What the exercise asks = Repeat the listing word for word. No pictures belong in the copy.

# # #

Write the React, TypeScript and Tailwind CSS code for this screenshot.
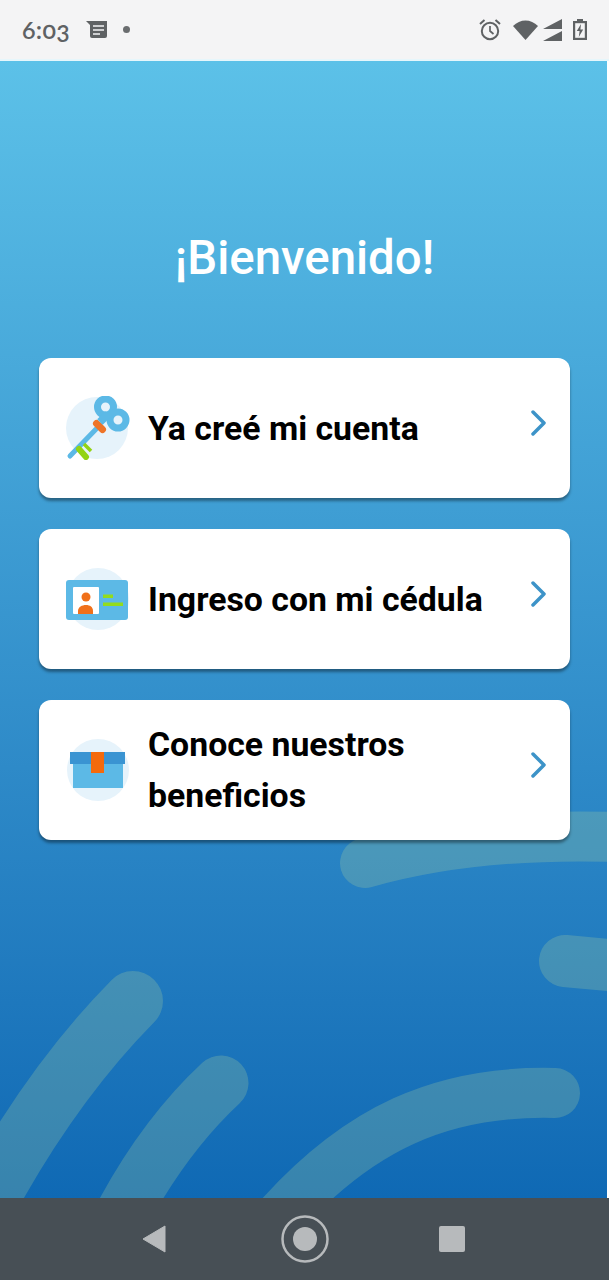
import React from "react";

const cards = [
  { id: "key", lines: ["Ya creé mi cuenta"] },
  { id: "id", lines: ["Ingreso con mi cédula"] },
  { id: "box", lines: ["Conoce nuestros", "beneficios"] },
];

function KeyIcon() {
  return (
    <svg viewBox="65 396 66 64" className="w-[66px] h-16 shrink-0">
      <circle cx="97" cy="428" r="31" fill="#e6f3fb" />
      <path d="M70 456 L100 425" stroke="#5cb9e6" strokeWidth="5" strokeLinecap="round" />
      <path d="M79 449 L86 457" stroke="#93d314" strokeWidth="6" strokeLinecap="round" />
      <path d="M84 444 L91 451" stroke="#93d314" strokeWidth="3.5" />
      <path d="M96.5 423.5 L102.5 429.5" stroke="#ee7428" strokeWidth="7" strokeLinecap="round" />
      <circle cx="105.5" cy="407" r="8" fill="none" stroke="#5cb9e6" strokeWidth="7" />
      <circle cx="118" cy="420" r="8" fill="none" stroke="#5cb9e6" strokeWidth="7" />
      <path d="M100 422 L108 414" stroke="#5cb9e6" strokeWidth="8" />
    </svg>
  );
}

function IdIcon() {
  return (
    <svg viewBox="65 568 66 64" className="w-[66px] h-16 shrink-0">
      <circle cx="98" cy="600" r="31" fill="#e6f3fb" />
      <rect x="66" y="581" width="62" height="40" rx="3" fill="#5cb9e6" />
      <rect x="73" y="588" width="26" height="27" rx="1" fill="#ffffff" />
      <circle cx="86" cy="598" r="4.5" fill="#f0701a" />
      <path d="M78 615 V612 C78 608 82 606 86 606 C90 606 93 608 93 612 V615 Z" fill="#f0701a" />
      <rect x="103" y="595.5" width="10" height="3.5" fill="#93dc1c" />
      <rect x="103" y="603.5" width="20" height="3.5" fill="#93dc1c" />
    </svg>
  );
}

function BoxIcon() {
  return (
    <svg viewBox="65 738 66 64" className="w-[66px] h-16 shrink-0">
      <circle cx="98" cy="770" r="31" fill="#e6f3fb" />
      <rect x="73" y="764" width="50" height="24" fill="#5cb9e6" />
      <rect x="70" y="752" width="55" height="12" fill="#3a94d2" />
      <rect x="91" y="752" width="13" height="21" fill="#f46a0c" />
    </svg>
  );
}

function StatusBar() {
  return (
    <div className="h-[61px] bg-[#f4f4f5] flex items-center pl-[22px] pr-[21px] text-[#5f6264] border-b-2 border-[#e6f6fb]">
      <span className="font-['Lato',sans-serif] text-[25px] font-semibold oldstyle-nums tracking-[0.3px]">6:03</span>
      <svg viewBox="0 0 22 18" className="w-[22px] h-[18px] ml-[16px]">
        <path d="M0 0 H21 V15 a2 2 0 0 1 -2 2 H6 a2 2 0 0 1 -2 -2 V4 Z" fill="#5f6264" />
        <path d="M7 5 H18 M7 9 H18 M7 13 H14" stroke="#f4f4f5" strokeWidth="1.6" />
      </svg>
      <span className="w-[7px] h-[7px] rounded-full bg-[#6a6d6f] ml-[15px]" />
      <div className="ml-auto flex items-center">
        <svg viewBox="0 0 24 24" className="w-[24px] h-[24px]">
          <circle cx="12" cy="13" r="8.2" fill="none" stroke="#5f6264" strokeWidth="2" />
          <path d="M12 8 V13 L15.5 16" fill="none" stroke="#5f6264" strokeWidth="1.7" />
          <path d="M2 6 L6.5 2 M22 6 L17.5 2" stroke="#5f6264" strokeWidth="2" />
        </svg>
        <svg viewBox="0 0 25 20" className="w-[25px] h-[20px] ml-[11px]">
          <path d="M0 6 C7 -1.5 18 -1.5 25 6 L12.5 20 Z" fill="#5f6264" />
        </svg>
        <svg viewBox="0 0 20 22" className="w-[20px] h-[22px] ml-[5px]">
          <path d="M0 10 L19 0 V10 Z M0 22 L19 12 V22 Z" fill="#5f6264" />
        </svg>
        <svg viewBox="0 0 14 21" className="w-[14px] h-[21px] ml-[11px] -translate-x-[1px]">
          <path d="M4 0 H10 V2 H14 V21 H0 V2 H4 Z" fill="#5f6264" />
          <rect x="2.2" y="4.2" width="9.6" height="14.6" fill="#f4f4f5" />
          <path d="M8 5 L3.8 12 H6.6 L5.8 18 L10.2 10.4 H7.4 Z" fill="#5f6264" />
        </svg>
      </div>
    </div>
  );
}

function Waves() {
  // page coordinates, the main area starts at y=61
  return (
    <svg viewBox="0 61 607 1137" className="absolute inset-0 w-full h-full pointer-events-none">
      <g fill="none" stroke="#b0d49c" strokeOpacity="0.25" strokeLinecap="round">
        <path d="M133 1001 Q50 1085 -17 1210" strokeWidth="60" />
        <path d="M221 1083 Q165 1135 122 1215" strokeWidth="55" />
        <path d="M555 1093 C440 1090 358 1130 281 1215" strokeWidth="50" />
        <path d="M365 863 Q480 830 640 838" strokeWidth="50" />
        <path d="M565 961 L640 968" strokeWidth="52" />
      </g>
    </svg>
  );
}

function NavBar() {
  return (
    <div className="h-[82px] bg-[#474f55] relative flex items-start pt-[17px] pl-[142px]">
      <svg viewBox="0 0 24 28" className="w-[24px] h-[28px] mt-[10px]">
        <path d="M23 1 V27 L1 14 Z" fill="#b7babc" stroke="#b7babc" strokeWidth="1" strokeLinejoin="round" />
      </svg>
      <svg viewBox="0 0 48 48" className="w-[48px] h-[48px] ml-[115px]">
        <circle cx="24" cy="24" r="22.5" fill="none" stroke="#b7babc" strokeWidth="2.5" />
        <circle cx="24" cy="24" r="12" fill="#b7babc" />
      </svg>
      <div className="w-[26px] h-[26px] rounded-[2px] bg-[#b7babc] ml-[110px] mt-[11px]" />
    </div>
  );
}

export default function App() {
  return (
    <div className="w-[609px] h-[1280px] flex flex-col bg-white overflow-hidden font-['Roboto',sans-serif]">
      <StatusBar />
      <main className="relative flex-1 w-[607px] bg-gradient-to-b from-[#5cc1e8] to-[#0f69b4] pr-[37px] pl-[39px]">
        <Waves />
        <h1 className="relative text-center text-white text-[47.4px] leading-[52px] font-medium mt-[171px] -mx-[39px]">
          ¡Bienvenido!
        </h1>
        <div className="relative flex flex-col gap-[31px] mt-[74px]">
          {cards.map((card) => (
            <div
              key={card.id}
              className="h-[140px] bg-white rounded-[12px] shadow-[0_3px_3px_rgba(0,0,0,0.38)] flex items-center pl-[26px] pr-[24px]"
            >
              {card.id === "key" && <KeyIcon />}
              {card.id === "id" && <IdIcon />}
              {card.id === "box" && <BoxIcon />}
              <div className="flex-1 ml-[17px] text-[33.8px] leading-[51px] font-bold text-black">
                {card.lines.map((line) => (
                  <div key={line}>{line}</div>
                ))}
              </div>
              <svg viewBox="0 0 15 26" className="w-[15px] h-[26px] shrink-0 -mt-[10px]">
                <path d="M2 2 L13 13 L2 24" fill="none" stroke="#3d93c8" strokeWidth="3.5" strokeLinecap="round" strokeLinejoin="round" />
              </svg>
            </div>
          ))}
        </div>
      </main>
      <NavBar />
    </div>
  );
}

# # #

Task solution =
Write the React, TypeScript and Tailwind CSS code for this screenshot.
import React from "react";

const cards = [
  { id: "key", lines: ["Ya creé mi cuenta"] },
  { id: "id", lines: ["Ingreso con mi cédula"] },
  { id: "box", lines: ["Conoce nuestros", "beneficios"] },
];

function KeyIcon() {
  return (
    <svg viewBox="65 396 66 64" className="w-[66px] h-16 shrink-0">
      <circle cx="97" cy="428" r="31" fill="#e6f3fb" />
      <path d="M70 456 L100 425" stroke="#5cb9e6" strokeWidth="5" strokeLinecap="round" />
      <path d="M79 449 L86 457" stroke="#93d314" strokeWidth="6" strokeLinecap="round" />
      <path d="M84 444 L91 451" stroke="#93d314" strokeWidth="3.5" />
      <path d="M96.5 423.5 L102.5 429.5" stroke="#ee7428" strokeWidth="7" strokeLinecap="round" />
      <circle cx="105.5" cy="407" r="8" fill="none" stroke="#5cb9e6" strokeWidth="7" />
      <circle cx="118" cy="420" r="8" fill="none" stroke="#5cb9e6" strokeWidth="7" />
      <path d="M100 422 L108 414" stroke="#5cb9e6" strokeWidth="8" />
    </svg>
  );
}

function IdIcon() {
  return (
    <svg viewBox="65 568 66 64" className="w-[66px] h-16 shrink-0">
      <circle cx="98" cy="600" r="31" fill="#e6f3fb" />
      <rect x="66" y="581" width="62" height="40" rx="3" fill="#5cb9e6" />
      <rect x="73" y="588" width="26" height="27" rx="1" fill="#ffffff" />
      <circle cx="86" cy="598" r="4.5" fill="#f0701a" />
      <path d="M78 615 V612 C78 608 82 606 86 606 C90 606 93 608 93 612 V615 Z" fill="#f0701a" />
      <rect x="103" y="595.5" width="10" height="3.5" fill="#93dc1c" />
      <rect x="103" y="603.5" width="20" height="3.5" fill="#93dc1c" />
    </svg>
  );
}

function BoxIcon() {
  return (
    <svg viewBox="65 738 66 64" className="w-[66px] h-16 shrink-0">
      <circle cx="98" cy="770" r="31" fill="#e6f3fb" />
      <rect x="73" y="764" width="50" height="24" fill="#5cb9e6" />
      <rect x="70" y="752" width="55" height="12" fill="#3a94d2" />
      <rect x="91" y="752" width="13" height="21" fill="#f46a0c" />
    </svg>
  );
}

function StatusBar() {
  return (
    <div className="h-[61px] bg-[#f4f4f5] flex items-center pl-[22px] pr-[21px] text-[#5f6264] border-b-2 border-[#e6f6fb]">
      <span className="font-['Lato',sans-serif] text-[25px] font-semibold oldstyle-nums tracking-[0.3px]">6:03</span>
      <svg viewBox="0 0 22 18" className="w-[22px] h-[18px] ml-[16px]">
        <path d="M0 0 H21 V15 a2 2 0 0 1 -2 2 H6 a2 2 0 0 1 -2 -2 V4 Z" fill="#5f6264" />
        <path d="M7 5 H18 M7 9 H18 M7 13 H14" stroke="#f4f4f5" strokeWidth="1.6" />
      </svg>
      <span className="w-[7px] h-[7px] rounded-full bg-[#6a6d6f] ml-[15px]" />
      <div className="ml-auto flex items-center">
        <svg viewBox="0 0 24 24" className="w-[24px] h-[24px]">
          <circle cx="12" cy="13" r="8.2" fill="none" stroke="#5f6264" strokeWidth="2" />
          <path d="M12 8 V13 L15.5 16" fill="none" stroke="#5f6264" strokeWidth="1.7" />
          <path d="M2 6 L6.5 2 M22 6 L17.5 2" stroke="#5f6264" strokeWidth="2" />
        </svg>
        <svg viewBox="0 0 25 20" className="w-[25px] h-[20px] ml-[11px]">
          <path d="M0 6 C7 -1.5 18 -1.5 25 6 L12.5 20 Z" fill="#5f6264" />
        </svg>
        <svg viewBox="0 0 20 22" className="w-[20px] h-[22px] ml-[5px]">
          <path d="M0 10 L19 0 V10 Z M0 22 L19 12 V22 Z" fill="#5f6264" />
        </svg>
        <svg viewBox="0 0 14 21" className="w-[14px] h-[21px] ml-[11px] -translate-x-[1px]">
          <path d="M4 0 H10 V2 H14 V21 H0 V2 H4 Z" fill="#5f6264" />
          <rect x="2.2" y="4.2" width="9.6" height="14.6" fill="#f4f4f5" />
          <path d="M8 5 L3.8 12 H6.6 L5.8 18 L10.2 10.4 H7.4 Z" fill="#5f6264" />
        </svg>
      </div>
    </div>
  );
}

function Waves() {
  // page coordinates, the main area starts at y=61
  return (
    <svg viewBox="0 61 607 1137" className="absolute inset-0 w-full h-full pointer-events-none">
      <g fill="none" stroke="#b0d49c" strokeOpacity="0.25" strokeLinecap="round">
        <path d="M133 1001 Q50 1085 -17 1210" strokeWidth="60" />
        <path d="M221 1083 Q165 1135 122 1215" strokeWidth="55" />
        <path d="M555 1093 C440 1090 358 1130 281 1215" strokeWidth="50" />
        <path d="M365 863 Q480 830 640 838" strokeWidth="50" />
        <path d="M565 961 L640 968" strokeWidth="52" />
      </g>
    </svg>
  );
}

function NavBar() {
  return (
    <div className="h-[82px] bg-[#474f55] relative flex items-start pt-[17px] pl-[142px]">
      <svg viewBox="0 0 24 28" className="w-[24px] h-[28px] mt-[10px]">
        <path d="M23 1 V27 L1 14 Z" fill="#b7babc" stroke="#b7babc" strokeWidth="1" strokeLinejoin="round" />
      </svg>
      <svg viewBox="0 0 48 48" className="w-[48px] h-[48px] ml-[115px]">
        <circle cx="24" cy="24" r="22.5" fill="none" stroke="#b7babc" strokeWidth="2.5" />
        <circle cx="24" cy="24" r="12" fill="#b7babc" />
      </svg>
      <div className="w-[26px] h-[26px] rounded-[2px] bg-[#b7babc] ml-[110px] mt-[11px]" />
    </div>
  );
}

export default function App() {
  return (
    <div className="w-[609px] h-[1280px] flex flex-col bg-white overflow-hidden font-['Roboto',sans-serif]">
      <StatusBar />
      <main className="relative flex-1 w-[607px] bg-gradient-to-b from-[#5cc1e8] to-[#0f69b4] pr-[37px] pl-[39px]">
        <Waves />
        <h1 className="relative text-center text-white text-[47.4px] leading-[52px] font-medium mt-[171px] -mx-[39px]">
          ¡Bienvenido!
        </h1>
        <div className="relative flex flex-col gap-[31px] mt-[74px]">
          {cards.map((card) => (
            <div
              key={card.id}
              className="h-[140px] bg-white rounded-[12px] shadow-[0_3px_3px_rgba(0,0,0,0.38)] flex items-center pl-[26px] pr-[24px]"
            >
              {card.id === "key" && <KeyIcon />}
              {card.id === "id" && <IdIcon />}
              {card.id === "box" && <BoxIcon />}
              <div className="flex-1 ml-[17px] text-[33.8px] leading-[51px] font-bold text-black">
                {card.lines.map((line) => (
                  <div key={line}>{line}</div>
                ))}
              </div>
              <svg viewBox="0 0 15 26" className="w-[15px] h-[26px] shrink-0 -mt-[10px]">
                <path d="M2 2 L13 13 L2 24" fill="none" stroke="#3d93c8" strokeWidth="3.5" strokeLinecap="round" strokeLinejoin="round" />
              </svg>
            </div>
          ))}
        </div>
      </main>
      <NavBar />
    </div>
  );
}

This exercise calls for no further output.